Data shown
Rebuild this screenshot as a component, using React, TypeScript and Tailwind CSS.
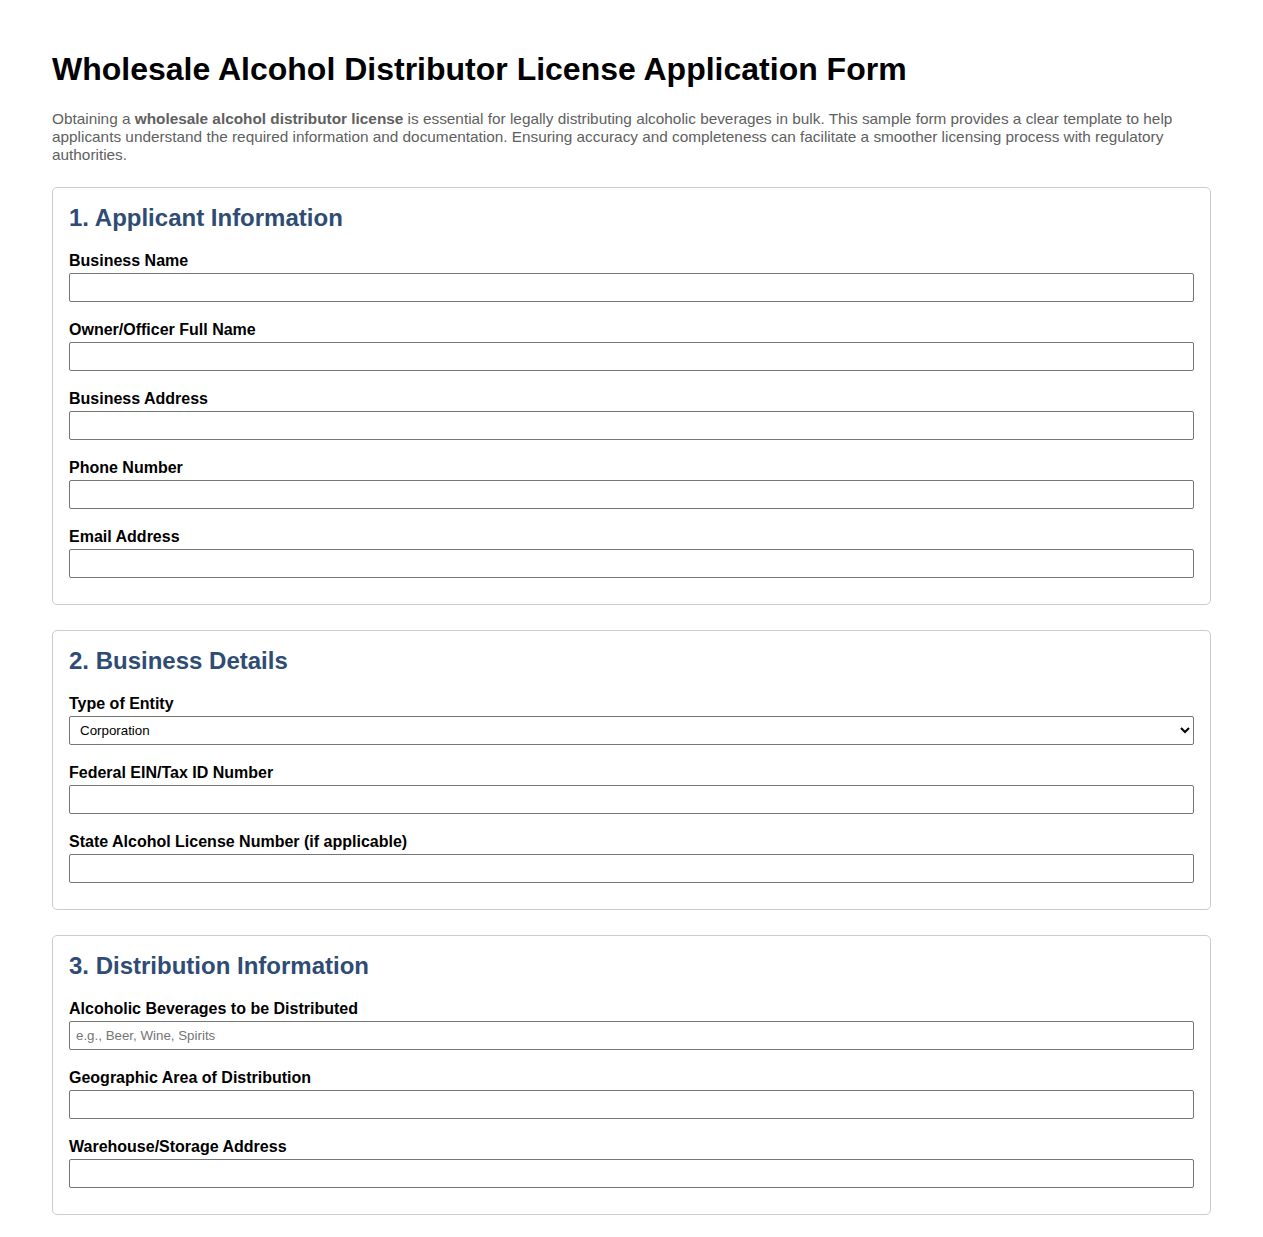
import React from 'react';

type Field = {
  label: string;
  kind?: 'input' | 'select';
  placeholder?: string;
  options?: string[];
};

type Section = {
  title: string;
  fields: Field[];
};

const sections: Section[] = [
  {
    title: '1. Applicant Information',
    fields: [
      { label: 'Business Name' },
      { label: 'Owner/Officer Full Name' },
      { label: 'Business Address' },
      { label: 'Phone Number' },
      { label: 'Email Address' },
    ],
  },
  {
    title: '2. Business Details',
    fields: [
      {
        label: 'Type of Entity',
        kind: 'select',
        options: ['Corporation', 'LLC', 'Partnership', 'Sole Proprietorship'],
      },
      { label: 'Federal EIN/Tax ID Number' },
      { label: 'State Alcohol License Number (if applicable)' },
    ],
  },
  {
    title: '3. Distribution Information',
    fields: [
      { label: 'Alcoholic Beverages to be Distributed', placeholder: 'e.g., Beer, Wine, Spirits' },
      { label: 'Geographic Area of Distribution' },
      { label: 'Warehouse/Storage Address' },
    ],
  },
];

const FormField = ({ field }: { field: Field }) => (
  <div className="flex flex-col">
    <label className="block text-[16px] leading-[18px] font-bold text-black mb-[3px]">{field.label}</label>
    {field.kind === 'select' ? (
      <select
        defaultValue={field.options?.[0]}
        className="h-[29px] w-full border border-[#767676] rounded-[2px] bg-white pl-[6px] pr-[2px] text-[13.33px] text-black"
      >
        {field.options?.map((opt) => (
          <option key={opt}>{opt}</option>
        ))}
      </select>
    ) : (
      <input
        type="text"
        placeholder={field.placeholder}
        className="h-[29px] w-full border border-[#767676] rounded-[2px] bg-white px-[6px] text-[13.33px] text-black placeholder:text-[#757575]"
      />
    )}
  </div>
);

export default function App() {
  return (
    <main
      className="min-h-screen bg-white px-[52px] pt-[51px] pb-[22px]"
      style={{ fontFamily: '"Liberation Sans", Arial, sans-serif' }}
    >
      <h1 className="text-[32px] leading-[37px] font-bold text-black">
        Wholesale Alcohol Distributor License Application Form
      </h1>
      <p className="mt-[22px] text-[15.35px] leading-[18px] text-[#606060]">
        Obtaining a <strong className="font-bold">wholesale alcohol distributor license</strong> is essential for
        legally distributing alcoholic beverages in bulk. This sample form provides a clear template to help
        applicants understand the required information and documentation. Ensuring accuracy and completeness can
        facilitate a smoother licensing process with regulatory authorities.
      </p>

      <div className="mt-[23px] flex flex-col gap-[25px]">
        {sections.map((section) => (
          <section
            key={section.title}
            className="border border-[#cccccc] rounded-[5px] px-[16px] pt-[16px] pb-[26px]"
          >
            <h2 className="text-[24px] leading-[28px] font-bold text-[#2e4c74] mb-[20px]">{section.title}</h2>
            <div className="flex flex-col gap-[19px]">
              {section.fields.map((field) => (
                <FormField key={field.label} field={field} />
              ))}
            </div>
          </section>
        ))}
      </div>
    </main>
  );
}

What is needed
Set down the complete material exactly, but do not include the images.

Answer to the problem
Rebuild this screenshot as a component, using React, TypeScript and Tailwind CSS.
import React from 'react';

type Field = {
  label: string;
  kind?: 'input' | 'select';
  placeholder?: string;
  options?: string[];
};

type Section = {
  title: string;
  fields: Field[];
};

const sections: Section[] = [
  {
    title: '1. Applicant Information',
    fields: [
      { label: 'Business Name' },
      { label: 'Owner/Officer Full Name' },
      { label: 'Business Address' },
      { label: 'Phone Number' },
      { label: 'Email Address' },
    ],
  },
  {
    title: '2. Business Details',
    fields: [
      {
        label: 'Type of Entity',
        kind: 'select',
        options: ['Corporation', 'LLC', 'Partnership', 'Sole Proprietorship'],
      },
      { label: 'Federal EIN/Tax ID Number' },
      { label: 'State Alcohol License Number (if applicable)' },
    ],
  },
  {
    title: '3. Distribution Information',
    fields: [
      { label: 'Alcoholic Beverages to be Distributed', placeholder: 'e.g., Beer, Wine, Spirits' },
      { label: 'Geographic Area of Distribution' },
      { label: 'Warehouse/Storage Address' },
    ],
  },
];

const FormField = ({ field }: { field: Field }) => (
  <div className="flex flex-col">
    <label className="block text-[16px] leading-[18px] font-bold text-black mb-[3px]">{field.label}</label>
    {field.kind === 'select' ? (
      <select
        defaultValue={field.options?.[0]}
        className="h-[29px] w-full border border-[#767676] rounded-[2px] bg-white pl-[6px] pr-[2px] text-[13.33px] text-black"
      >
        {field.options?.map((opt) => (
          <option key={opt}>{opt}</option>
        ))}
      </select>
    ) : (
      <input
        type="text"
        placeholder={field.placeholder}
        className="h-[29px] w-full border border-[#767676] rounded-[2px] bg-white px-[6px] text-[13.33px] text-black placeholder:text-[#757575]"
      />
    )}
  </div>
);

export default function App() {
  return (
    <main
      className="min-h-screen bg-white px-[52px] pt-[51px] pb-[22px]"
      style={{ fontFamily: '"Liberation Sans", Arial, sans-serif' }}
    >
      <h1 className="text-[32px] leading-[37px] font-bold text-black">
        Wholesale Alcohol Distributor License Application Form
      </h1>
      <p className="mt-[22px] text-[15.35px] leading-[18px] text-[#606060]">
        Obtaining a <strong className="font-bold">wholesale alcohol distributor license</strong> is essential for
        legally distributing alcoholic beverages in bulk. This sample form provides a clear template to help
        applicants understand the required information and documentation. Ensuring accuracy and completeness can
        facilitate a smoother licensing process with regulatory authorities.
      </p>

      <div className="mt-[23px] flex flex-col gap-[25px]">
        {sections.map((section) => (
          <section
            key={section.title}
            className="border border-[#cccccc] rounded-[5px] px-[16px] pt-[16px] pb-[26px]"
          >
            <h2 className="text-[24px] leading-[28px] font-bold text-[#2e4c74] mb-[20px]">{section.title}</h2>
            <div className="flex flex-col gap-[19px]">
              {section.fields.map((field) => (
                <FormField key={field.label} field={field} />
              ))}
            </div>
          </section>
        ))}
      </div>
    </main>
  );
}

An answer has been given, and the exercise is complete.